▶ _REQUIRED WORK_: Answer with a single number: the count of lines that include the string "this".

▶ _Code that builds pages_:

▼▼▼

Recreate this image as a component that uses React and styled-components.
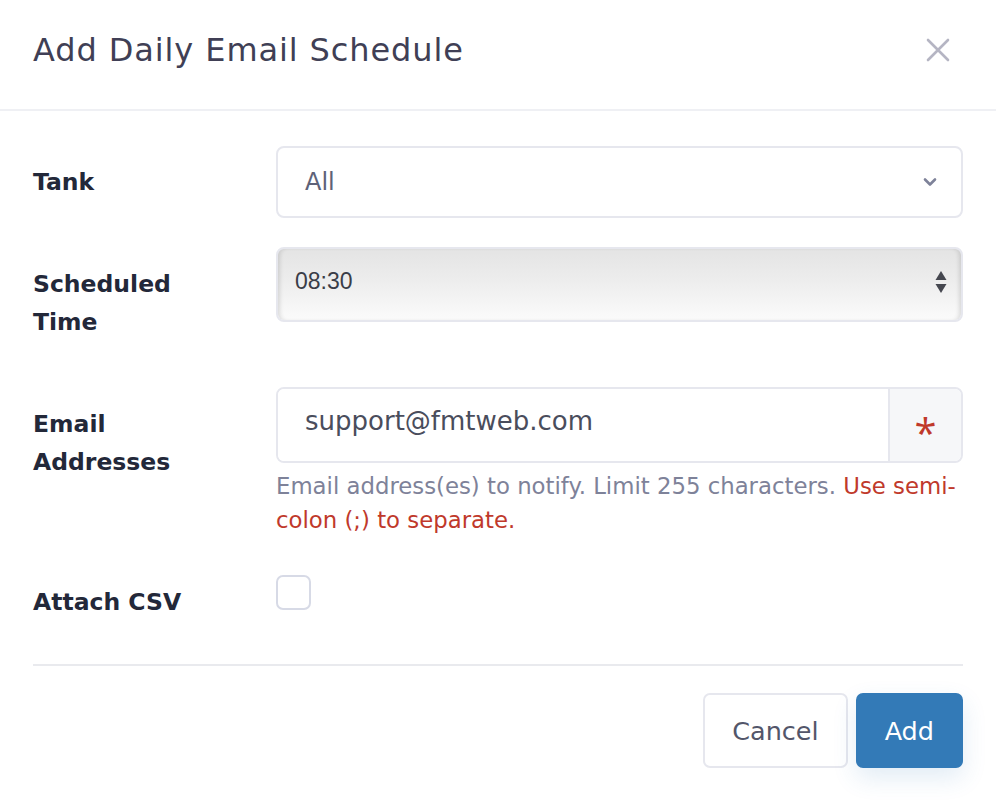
import React from "react";
import styled, { createGlobalStyle } from "styled-components";

const GlobalStyle = createGlobalStyle`
  html, body {
    margin: 0;
    padding: 0;
    background: #ffffff;
  }
  * {
    box-sizing: border-box;
  }
`;

const Modal = styled.div`
  width: 996px;
  height: 800px;
  background: #ffffff;
  font-family: "DejaVu Sans", "Open Sans", sans-serif;
  display: flex;
  flex-direction: column;
  overflow: hidden;
`;

const Header = styled.div`
  height: 111px;
  border-bottom: 2px solid #eff0f4;
  display: flex;
  align-items: center;
  justify-content: space-between;
  padding: 0 33px 10px 33px;
`;

const Title = styled.h2`
  margin: 0;
  font-size: 32px;
  font-weight: 400;
  letter-spacing: 0.9px;
  color: #403f55;
`;

const CloseButton = styled.button`
  border: none;
  background: none;
  padding: 0;
  margin-right: 12px;
  width: 26px;
  height: 26px;
  display: flex;
  align-items: center;
  justify-content: center;
  cursor: pointer;
`;

const Body = styled.div`
  padding: 35px 33px 0 33px;
  display: flex;
  flex-direction: column;
`;

const Row = styled.div`
  display: grid;
  grid-template-columns: 243px 1fr;
  align-items: start;
  margin-bottom: ${(p) => p.$gap}px;
`;

const Label = styled.div`
  font-size: 23.5px;
  font-weight: 700;
  line-height: 38px;
  color: #232839;
  padding-top: ${(p) => p.$top}px;
`;

const SelectBox = styled.div`
  height: 72px;
  border: 2px solid #e6e7ee;
  border-radius: 8px;
  display: flex;
  align-items: center;
  justify-content: space-between;
  padding: 0 24px 0 27px;
  font-size: 24px;
  color: #5e6278;
`;

const TimeBox = styled.div`
  height: 75px;
  border: 2px solid #e6e7ee;
  border-radius: 8px;
  display: flex;
  align-items: center;
  justify-content: space-between;
  padding: 0 14px 6px 17px;
  font-family: "Liberation Sans", Arial, sans-serif;
  font-size: 23px;
  color: #3a3d48;
  background: linear-gradient(#e4e4e4 0%, #ededed 45%, #fbfbfb 100%);
  box-shadow: inset 4px 0 4px -2px rgba(0, 0, 0, 0.12),
    inset -4px 0 4px -2px rgba(0, 0, 0, 0.12);
`;

const InputGroup = styled.div`
  display: flex;
  height: 76px;
  border: 2px solid #e6e7ee;
  border-radius: 8px;
  overflow: hidden;
`;

const TextInput = styled.input`
  flex: 1;
  min-width: 0;
  border: none;
  outline: none;
  padding: 0 27px 8px 27px;
  font-family: "DejaVu Sans", "Open Sans", sans-serif;
  font-size: 26px;
  color: #4a4d5c;
  background: #ffffff;
`;

const Addon = styled.div`
  width: 73px;
  border-left: 2px solid #e6e7ee;
  background: #f6f7f9;
  display: flex;
  align-items: center;
  justify-content: center;
  color: #c0392b;
  font-family: "Open Sans", sans-serif;
  font-size: 40px;
  font-weight: 500;
  padding-top: 14px;
`;

const Help = styled.div`
  margin-top: 6px;
  font-size: 22.8px;
  line-height: 34px;
  color: #7e8299;
`;

const Danger = styled.span`
  color: #c0392b;
`;

const Checkbox = styled.input`
  appearance: none;
  margin: 0;
  width: 35px;
  height: 35px;
  border: 2px solid #d7dae6;
  border-radius: 7px;
  background: #ffffff;
`;

const Separator = styled.hr`
  margin: 0 33px;
  border: none;
  border-top: 2px solid #e9eaee;
`;

const Footer = styled.div`
  display: flex;
  justify-content: flex-end;
  gap: 8px;
  padding: 27px 33px 0 33px;
`;

const Button = styled.button`
  height: 75px;
  padding: 0 27px;
  border-radius: 7px;
  font-family: "DejaVu Sans", "Open Sans", sans-serif;
  font-size: 25.5px;
  cursor: pointer;
  border: 2px solid ${(p) => (p.$primary ? "#337ab7" : "#e6e7ee")};
  background: ${(p) => (p.$primary ? "#337ab7" : "#ffffff")};
  color: ${(p) => (p.$primary ? "#ffffff" : "#53566a")};
  box-shadow: ${(p) => (p.$primary ? "0 10px 24px rgba(51, 122, 183, 0.14)" : "none")};
`;

const ChevronDown = () => (
  <svg width="14" height="10" viewBox="0 0 14 10">
    <path d="M2 2.5 L7 7.5 L12 2.5" fill="none" stroke="#7e8299" strokeWidth="2.6" strokeLinecap="round" strokeLinejoin="round" />
  </svg>
);

const Spinner = () => (
  <svg width="12" height="24" viewBox="0 0 12 24">
    <path d="M6 1 L11.5 10 L0.5 10 Z" fill="#45474f" />
    <path d="M6 23 L11.5 14 L0.5 14 Z" fill="#45474f" />
  </svg>
);

const CloseIcon = () => (
  <svg width="24" height="24" viewBox="0 0 24 24">
    <path d="M2 2 L22 22 M22 2 L2 22" stroke="#b5b5c3" strokeWidth="2.6" strokeLinecap="round" />
  </svg>
);

export default function App() {
  return (
    <>
      <GlobalStyle />
      <Modal>
        <Header>
          <Title>Add Daily Email Schedule</Title>
          <CloseButton aria-label="Close">
            <CloseIcon />
          </CloseButton>
        </Header>
        <Body>
          <Row $gap={29}>
            <Label $top={17}>Tank</Label>
            <SelectBox>
              <span>All</span>
              <ChevronDown />
            </SelectBox>
          </Row>
          <Row $gap={46}>
            <Label $top={18}>
              Scheduled
              <br />
              Time
            </Label>
            <TimeBox>
              <span>08:30</span>
              <Spinner />
            </TimeBox>
          </Row>
          <Row $gap={38}>
            <Label $top={18}>
              Email
              <br />
              Addresses
            </Label>
            <div>
              <InputGroup>
                <TextInput readOnly defaultValue="support@fmtweb.com" />
                <Addon>*</Addon>
              </InputGroup>
              <Help>
                Email address(es) to notify. Limit 255 characters.{" "}
                <Danger>Use semi-colon (;) to separate.</Danger>
              </Help>
            </div>
          </Row>
          <Row $gap={43}>
            <Label $top={8}>Attach CSV</Label>
            <div>
              <Checkbox type="checkbox" />
            </div>
          </Row>
        </Body>
        <Separator />
        <Footer>
          <Button>Cancel</Button>
          <Button $primary>Add</Button>
        </Footer>
      </Modal>
    </>
  );
}
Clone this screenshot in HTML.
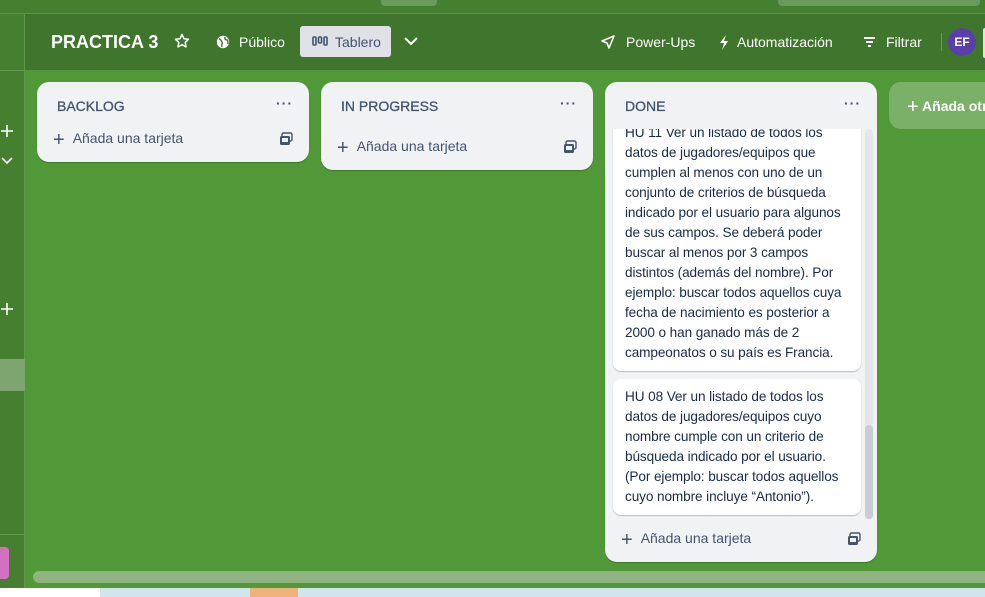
<!DOCTYPE html>
<html><head><meta charset="utf-8"><style>
*{box-sizing:border-box;margin:0;padding:0}
body{width:985px;height:597px;overflow:hidden;background:#519839;font-family:"Liberation Sans",sans-serif;position:relative;color:#172b4d}
.abs{position:absolute}
.top{left:0;top:0;width:985px;height:14px;background:#467f30;border-bottom:1px solid #5d9448}
.hdr{left:25px;top:14px;width:960px;height:56px;background:#3f752c}
.side{left:0;top:14px;width:25px;height:574px;background:#467f30;border-right:1px solid #5f9a4a}
.list{background:#f1f2f4;border-radius:12px;box-shadow:0 1px 1px rgba(0,0,0,.25)}
.title{font-size:14px;color:#44546f;position:absolute;left:20px;top:16px;-webkit-text-stroke:.3px #44546f}
.dots{position:absolute;right:16px;top:13px;font-size:14px;color:#44546f;letter-spacing:1px;font-weight:bold}
.add{position:absolute;left:16px;font-size:14px;color:#44546f}
.add b{font-weight:normal;font-size:20px;vertical-align:-3px;margin-right:8px}
.tpl{position:absolute;right:16px}
.card{position:absolute;left:8px;width:248px;background:#fff;border-radius:8px;box-shadow:0 1px 1px rgba(9,30,66,.25);font-size:13.6px;line-height:20px;color:#172b4d;padding:8px 12px;letter-spacing:-.1px}
.ht{color:#fff;font-size:14px;position:absolute;top:34px}
</style></head><body>
<div class="abs top"></div>
<div class="abs" style="left:381px;top:0;width:56px;height:6px;background:#6a9a5c;border-radius:0 0 4px 4px"></div>
<div class="abs" style="left:778px;top:0;width:202px;height:6px;background:#6a9a5c;border-radius:0 0 4px 4px"></div>
<div class="abs side"></div>
<div class="abs" style="left:0;top:70px;width:25px;height:1px;background:#5f9a4a"></div>
<svg class="abs" style="left:0;top:124px" width="14" height="14"><path d="M7 1v12M1 7h12" stroke="#fff" stroke-width="1.6"/></svg>
<svg class="abs" style="left:0;top:156px" width="14" height="10"><path d="M2 2l5 5 5-5" stroke="#fff" stroke-width="1.6" fill="none"/></svg>
<svg class="abs" style="left:0;top:302px" width="14" height="14"><path d="M7 1v12M1 7h12" stroke="#fff" stroke-width="1.6"/></svg>
<div class="abs" style="left:0;top:359px;width:25px;height:32px;background:#7ea56f"></div>
<div class="abs" style="left:0;top:534px;width:25px;height:1px;background:#5f9a4a"></div>
<div class="abs" style="left:0;top:547px;width:9px;height:32px;background:#d470c4;border-radius:0 4px 4px 0"></div>
<div class="abs hdr"></div>
<div class="abs" style="left:51px;top:32px;color:#fff;font-size:18px;font-weight:bold">PRACTICA 3</div>
<svg class="abs" style="left:174px;top:33px" width="16" height="16"><path d="M8 1.5l2 4.2 4.5.6-3.3 3.1.8 4.5L8 11.7l-4 2.2.8-4.5L1.5 6.3 6 5.7z" fill="none" stroke="#fff" stroke-width="1.5" stroke-linejoin="round"/></svg>
<svg class="abs" style="left:216px;top:35px" width="14" height="14"><circle cx="7" cy="7" r="6.2" fill="#fff"/><path d="M3 4c2 0 2 2 3 3s-1 3 0 5M9 2c-1 2 1 3 2 3s1 3 1 4" stroke="#3f752c" stroke-width="1.4" fill="none"/></svg>
<div class="ht" style="left:239px">Público</div>
<div class="abs" style="left:300px;top:26px;width:91px;height:31px;background:#dfe1e6;border-radius:3px"></div>
<svg class="abs" style="left:312px;top:36px" width="16" height="10"><rect x="1" y="1" width="3" height="8" rx="1" fill="none" stroke="#44546f" stroke-width="1.6"/><rect x="6.5" y="1" width="3" height="6" rx="1" fill="none" stroke="#44546f" stroke-width="1.6"/><rect x="12" y="1" width="3" height="8" rx="1" fill="none" stroke="#44546f" stroke-width="1.6"/></svg>
<div class="abs" style="left:335px;top:34px;font-size:14px;color:#44546f">Tablero</div>
<svg class="abs" style="left:403px;top:36px" width="16" height="10"><path d="M2 2l6 6 6-6" stroke="#fff" stroke-width="2" fill="none"/></svg>
<svg class="abs" style="left:601px;top:35px" width="14" height="14"><path d="M13 1L1 6l5 2 2 5z" fill="none" stroke="#fff" stroke-width="1.6" stroke-linejoin="round"/></svg>
<div class="ht" style="left:626px">Power-Ups</div>
<svg class="abs" style="left:718px;top:35px" width="12" height="15"><path d="M8 0L2 8h4l-2 7 6-9H6z" fill="#fff"/></svg>
<div class="ht" style="left:737px">Automatización</div>
<div class="abs" style="left:864px;top:37px;width:11px;height:2px;background:#fff"></div>
<div class="abs" style="left:866px;top:41px;width:7px;height:2px;background:#fff"></div>
<div class="abs" style="left:868px;top:45px;width:3px;height:2px;background:#fff"></div>
<div class="ht" style="left:886px">Filtrar</div>
<div class="abs" style="left:941px;top:33px;width:1px;height:18px;background:#6a9a5c"></div>
<div class="abs" style="left:948px;top:28px;width:28px;height:28px;border-radius:50%;background:#5a3fa8;color:#fff;font-size:12px;font-weight:bold;text-align:center;line-height:28px">EF</div>
<div class="abs" style="left:983px;top:28px;width:4px;height:30px;background:#dfe1e6;border-radius:3px"></div>

<div class="abs list" style="left:37px;top:82px;width:272px;height:80px">
<div class="title">BACKLOG</div><div class="dots">···</div>
<div class="add" style="top:47px"><b>+</b>Añada una tarjeta</div><svg class="tpl" style="top:50px" width="14" height="14"><rect x="3" y="1" width="10" height="8" rx="1.5" fill="none" stroke="#44546f" stroke-width="1.4"/><rect x="1" y="4" width="10" height="9" rx="1.5" fill="#44546f"/><rect x="3" y="6" width="6" height="4" fill="#f1f2f4"/></svg></div>

<div class="abs list" style="left:321px;top:82px;width:272px;height:88px">
<div class="title">IN PROGRESS</div><div class="dots">···</div>
<div class="add" style="top:55px"><b>+</b>Añada una tarjeta</div><svg class="tpl" style="top:58px" width="14" height="14"><rect x="3" y="1" width="10" height="8" rx="1.5" fill="none" stroke="#44546f" stroke-width="1.4"/><rect x="1" y="4" width="10" height="9" rx="1.5" fill="#44546f"/><rect x="3" y="6" width="6" height="4" fill="#f1f2f4"/></svg></div>

<div class="abs list" style="left:605px;top:82px;width:272px;height:480px;overflow:hidden">
<div class="title">DONE</div><div class="dots">···</div>
<div class="abs" style="left:0;top:47px;width:272px;height:390px;overflow:hidden">
<div class="card" style="top:-14px;height:256px">HU 11 Ver un listado de todos los datos de jugadores/equipos que cumplen al menos con uno de un conjunto de criterios de búsqueda indicado por el usuario para algunos de sus campos. Se deberá poder buscar al menos por 3 campos distintos (además del nombre). Por ejemplo: buscar todos aquellos cuya fecha de nacimiento es posterior a 2000 o han ganado más de 2 campeonatos o su país es Francia.</div>
<div class="card" style="top:250px;height:136px">HU 08 Ver un listado de todos los datos de jugadores/equipos cuyo nombre cumple con un criterio de búsqueda indicado por el usuario. (Por ejemplo: buscar todos aquellos cuyo nombre incluye “Antonio”).</div>
<div class="abs" style="left:260px;top:0;width:8px;height:390px;background:#e4e6ea;border-radius:4px"></div>
<div class="abs" style="left:260px;top:296px;width:8px;height:94px;background:#c8ccd3;border-radius:4px"></div>
</div>
<div class="add" style="top:447px"><b>+</b>Añada una tarjeta</div><svg class="tpl" style="top:450px" width="14" height="14"><rect x="3" y="1" width="10" height="8" rx="1.5" fill="none" stroke="#44546f" stroke-width="1.4"/><rect x="1" y="4" width="10" height="9" rx="1.5" fill="#44546f"/><rect x="3" y="6" width="6" height="4" fill="#f1f2f4"/></svg></div>

<div class="abs" style="left:889px;top:82px;width:110px;height:47px;background:#7bb069;border-radius:12px;color:#fff;font-size:14px;font-weight:bold;padding:14px 0 0 18px"><span style="font-size:20px;font-weight:normal;vertical-align:-2px">+</span> Añada otra</div>

<div class="abs" style="left:33px;top:571px;width:960px;height:12px;background:#8fb381;border-radius:6px"></div>
<div class="abs" style="left:0;top:588px;width:985px;height:9px;background:#d3e5ec"></div>
<div class="abs" style="left:0;top:588px;width:100px;height:9px;background:#fff"></div>
<div class="abs" style="left:250px;top:588px;width:48px;height:9px;background:#f0b27c"></div>
</body></html>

▲▲▲

▶ _THE REPLY_: 2